Enzymatic activity of urocanase (4-imidazolone-5-propionate hydro-lyase, EC 4.2.1.49) has an unusual resistance to temperature changes, and a temperature-dependent conformational change has been suggested (Hug, D.H. and Hunter, J.K. (1974) Biochemistry 13, 1427-1431). A conformational change or dissociation has been proposed in the range of 29-31 degrees C (Cohn, M.S., Lynch, M.C. and Phillips, A.T. (1975) Biochim. Biophys. Acta 377, 444-453). In this work, no evidence was found for a temperature-dependent conformational change or dissociation. Arrhenius plots of Km and Vmax were linear; the sedimentation coefficient was independent of temperature; tryptophanyl fluorescence was a linear function of temperature; and heat capacity calorimetry showed no transitions below 60 degrees C.

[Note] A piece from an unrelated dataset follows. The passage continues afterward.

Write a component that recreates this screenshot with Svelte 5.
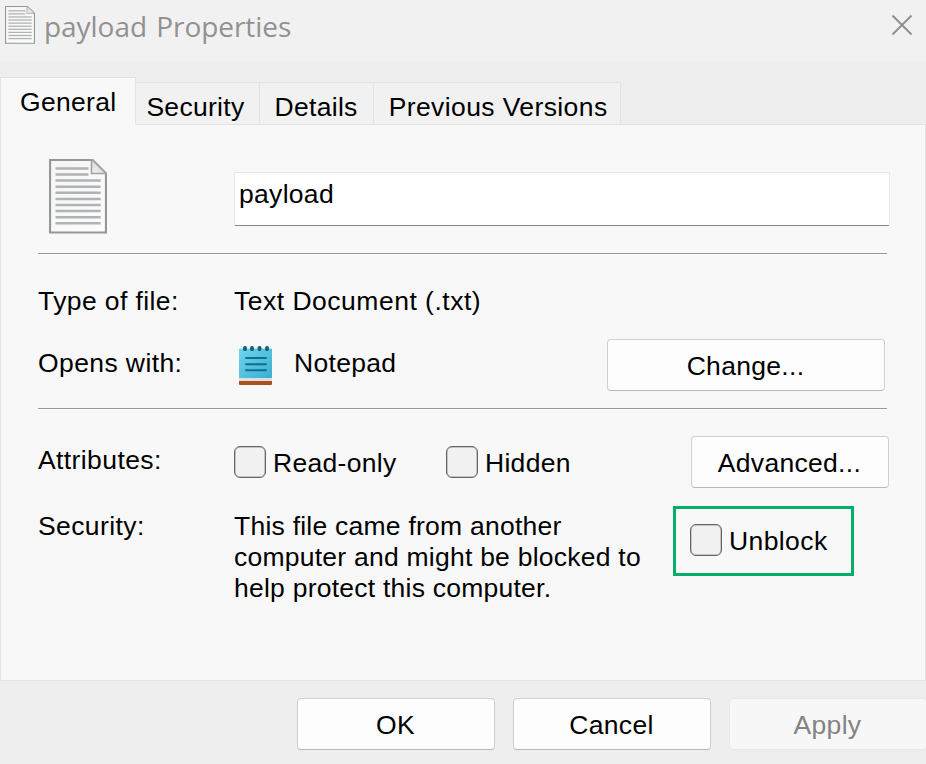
<script>
	let tabs = ['General', 'Security', 'Details', 'Previous Versions']
	let active = $state('General')
	let fileName = $state('payload')
	let readOnly = $state(false)
	let hidden = $state(false)
	let unblock = $state(false)

	// text lines on the document icon, the first two stop before the folded corner
	let lines = [9.5, 15.5, 21.6, 27.7, 33.8, 39.9, 46, 52.1, 58.2, 64.3]
</script>

{#snippet documentIcon(cls)}
	<svg class={cls} viewBox="0 0 58 75" preserveAspectRatio="none">
		<defs>
			<linearGradient id="{cls}-paper" x1="0" y1="0" x2="1" y2="1">
				<stop offset="0" stop-color="#f5f5f5" />
				<stop offset="1" stop-color="#f9fcfe" />
			</linearGradient>
			<linearGradient id="{cls}-fold" x1="0" y1="1" x2="1" y2="0">
				<stop offset="0" stop-color="#f4f4f4" />
				<stop offset="1" stop-color="#cccccc" />
			</linearGradient>
		</defs>
		<path d="M1 1H43.5L57 14.5V73.5H1Z" fill="url(#{cls}-paper)" stroke="#969696" stroke-width="2.2" />
		{#each lines as y, i}
			<path d="M6.5 {y}H{i < 2 ? 39.5 : 51.7}" stroke="#b2b2b2" stroke-width="2.5" />
		{/each}
		<path d="M42.5 1V14.5H57L43.5 1Z" fill="url(#{cls}-fold)" stroke="#a2a2a2" stroke-width="1.6" />
	</svg>
{/snippet}

<main>
	<header>
		{@render documentIcon('small-icon')}
		<h1>payload Properties</h1>
		<button class="close" aria-label="Close">
			<svg width="22" height="22" viewBox="0 0 22 22">
				<path d="M1.5 1.5L20.5 20.5M20.5 1.5L1.5 20.5" stroke="#8d8d8d" stroke-width="1.8" />
			</svg>
		</button>
	</header>

	<nav>
		{#each tabs as tab}
			<button class="tab" class:active={tab == active} onclick={() => (active = tab)}>{tab}</button>
		{/each}
	</nav>

	<section class="panel">
		<div class="row name-row">
			<div class="label">{@render documentIcon('big-icon')}</div>
			<input class="name" type="text" bind:value={fileName} spellcheck="false" />
		</div>
		<hr />
		<div class="row type-row">
			<span class="label">Type of file:</span>
			<span>Text Document (.txt)</span>
		</div>
		<div class="row opens-row">
			<span class="label">Opens with:</span>
			<svg class="notepad" width="34" height="40" viewBox="0 0 34 40">
				<defs>
					<linearGradient id="pad" x1="0" y1="0" x2="1" y2="1">
						<stop offset="0" stop-color="#72d4e9" />
						<stop offset="1" stop-color="#3aaed2" />
					</linearGradient>
				</defs>
				<rect x="0" y="30" width="33" height="9" rx="1" fill="#a9511f" />
				<rect x="0" y="30" width="33" height="5" fill="#dedede" />
				<rect x="0" y="2.5" width="33" height="29.5" rx="1" fill="url(#pad)" />
				{#each [6, 13, 20.5, 28] as x}
					<rect x={x - 1.9} y="0" width="3.8" height="5" rx="1.6" fill="#12647d" />
				{/each}
				<path d="M7 12H27M7 18.2H27M7 24.3H27" stroke="#087090" stroke-width="2" stroke-linecap="round" />
			</svg>
			<span class="app">Notepad</span>
			<button class="btn change">Change...</button>
		</div>
		<hr />
		<div class="row attr-row">
			<span class="label attr-label">Attributes:</span>
			<label class="check read-only"><input type="checkbox" bind:checked={readOnly} />Read-only</label>
			<label class="check"><input type="checkbox" bind:checked={hidden} />Hidden</label>
			<button class="btn advanced">Advanced...</button>
		</div>
		<div class="row security-row">
			<span class="label text">Security:</span>
			<p class="text">This file came from another computer and might be blocked to help protect this computer.</p>
			<div class="highlight">
				<label class="check"><input type="checkbox" bind:checked={unblock} />Unblock</label>
			</div>
		</div>
	</section>

	<footer>
		<button class="btn">OK</button>
		<button class="btn">Cancel</button>
		<button class="btn" disabled>Apply</button>
	</footer>
</main>

<style>
	:global(body) {
		margin: 0;
		overflow: hidden;
	}
	main {
		display: flex;
		flex-direction: column;
		width: 926px;
		height: 764px;
		overflow: hidden;
		background: #eee;
		color: #000;
		font-family: "Liberation Sans", Arial, sans-serif;
		font-size: 26.5px;
		letter-spacing: 0.3px;
		line-height: 31px;
	}
	main * {
		box-sizing: border-box;
	}
	button,
	input {
		font: inherit;
		letter-spacing: inherit;
		color: inherit;
		margin: 0;
	}
	header {
		display: flex;
		align-items: flex-start;
		height: 61px;
		padding: 6px 13px 0 5px;
		background: #f1f1f1;
	}
	header :global(.small-icon) {
		width: 30px;
		height: 38px;
	}
	h1 {
		margin: 0 0 0 9px;
		font-family: "Open Sans", "Noto Sans", sans-serif;
		font-size: 28px;
		font-weight: 400;
		letter-spacing: -0.05px;
		word-spacing: 2px;
		line-height: 40px;
		color: #919191;
	}
	.close {
		display: flex;
		margin: 8px 0 0 auto;
		padding: 0;
		border: 0;
		background: none;
	}
	nav {
		display: flex;
		align-items: flex-end;
		height: 64px;
		flex-shrink: 0;
		background: linear-gradient(#e3e3e3, #e3e3e3) bottom right / 790px 1px no-repeat;
	}
	.tab {
		height: 43px;
		padding: 7px 14px 0 15px;
		border: 1px solid #e3e3e3;
		border-left: 0;
		background: #f1f1f1;
		white-space: nowrap;
	}
	.tab:nth-child(2) {
		padding-left: 10px;
	}
	.tab:nth-child(3) {
		padding-right: 15px;
	}
	.tab:last-child {
		padding-right: 12px;
		letter-spacing: 0.4px;
	}
	.tab.active {
		height: 48px;
		padding: 2px 19px 0;
		border-left: 1px solid #e3e3e3;
		border-bottom-color: #f8f8f8;
		background: #f8f8f8;
	}
	.panel {
		height: 556px;
		flex-shrink: 0;
		padding: 0 36px 0 37px;
		background: #f8f8f8;
		border: 1px solid #e3e3e3;
		border-top: 0;
	}
	hr {
		width: 849px;
		height: 2px;
		margin: 0;
		border: 0;
		border-top: 1px solid #999;
		background: #fff;
	}
	.row {
		display: flex;
		align-items: center;
	}
	.label {
		width: 196px;
		flex-shrink: 0;
		letter-spacing: 0.4px;
	}
	.name-row {
		height: 128px;
		align-items: flex-start;
	}
	.label :global(.big-icon) {
		display: block;
		width: 58px;
		height: 75px;
		margin: 34px 0 0 11px;
	}
	.name {
		width: 656px;
		height: 54px;
		flex-shrink: 0;
		margin-top: 47px;
		padding: 0 4px 10px;
		border: 1px solid #e6e6e6;
		border-bottom-color: #868686;
		border-radius: 2px;
		background: #fff;
		outline: none;
	}
	.type-row {
		height: 62px;
		margin-top: 15px;
		letter-spacing: 0.5px;
	}
	.opens-row {
		height: 62px;
	}
	.opens-row + hr {
		margin-top: 14px;
	}
	.notepad {
		margin: 5px 0 0 5px;
	}
	.app {
		margin-left: 21px;
	}
	.btn {
		width: 198px;
		height: 52px;
		padding: 2px 1px 0 0;
		border: 1px solid #d0d0d0;
		border-bottom-color: #b8b8b8;
		border-radius: 4px;
		background: #fdfdfd;
		text-align: center;
	}
	.change {
		width: 278px;
		margin: 4px 4px 0 auto;
	}
	.attr-row {
		height: 52px;
		margin-top: 26px;
	}
	.attr-label {
		margin-top: -4px;
	}
	.check {
		display: flex;
		align-items: center;
		gap: 7px;
		padding-top: 2px;
	}
	.check input {
		appearance: none;
		width: 32px;
		height: 32px;
		margin-top: -2px;
		border: 1px solid #666;
		border-radius: 6px;
		background: #f1f1f1;
		box-shadow: inset 0 0 0 0.5px #999;
	}
	.check input:checked {
		background: #0067c0;
	}
	.read-only {
		width: 212px;
	}
	.advanced {
		margin: 0 0 0 auto;
	}
	.security-row {
		align-items: flex-start;
		margin-top: 18px;
	}
	.text {
		margin: 5px 0 0;
	}
	p {
		width: 416px;
		letter-spacing: 0.24px;
	}
	.highlight {
		display: flex;
		align-items: center;
		width: 181px;
		height: 70px;
		margin-left: 23px;
		padding: 0 0 2px 14px;
		border: 3px solid #08ad6c;
		flex-shrink: 0;
		letter-spacing: 0.4px;
	}
	footer {
		display: flex;
		gap: 18px;
		padding: 17px 0 0 297px;
	}
	footer .btn {
		flex-shrink: 0;
	}
	.btn:disabled {
		border-color: #e8e8e8;
		background: #f7f7f7;
		color: #838383;
	}
</style>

Roles of cysteine sulfinate and transaminase on in vitro dark reversion of urocanase in Pseudomonas putida.

Urocanase is inactivated in intact cells of Pseudomonas putida and photoactivated by brief exposure of the cells to the UV radiation in sunlight. The dark reversion (inactivation) in vitro is explained by the formation of a sulfite-NAD adduct. Our objective was to investigate the dark reversion in vivo. Various compounds were added to P. putida cells, and the reversion was measured, after sonication, by comparison of the activity before and after UV irradiation. Sulfite, cysteine sulfinate, and hypotaurine enhanced the reversion of urocanase in resting cells. The reversion was time and concentration dependent. Sulfite modified the purified enzyme, but cysteine sulfinate and hypotaurine could not, indicating that those two substances had to be metabolized to support the reversion. Both of those compounds yielded sulfite when they were incubated with cells. Transaminases form sulfite from cysteine sulfinate. P. putida extract contained a transaminase whose activity involved as alpha-keto acid and either cysteine sulfinate or hypotaurine for (i) production of sulfite, (ii) disappearance of substrates, (iii) formation of corresponding amino acids, and (iv) urocanase reversion. Porcine crystalline transaminase caused reversion of highly purified P. putida urocanase with cysteine sulfinate and alpha-ketoglutarate. We conclude that in P. putida cysteine sulfinate or hypotaurine is catabolized in vivo by a transaminase reaction to sulfite, which modifies urocanase to a form that can be photoactivated. We suggest that this photoregulatory process is natural because it occurs in cells with the aid of sunlight and cellular metabolism.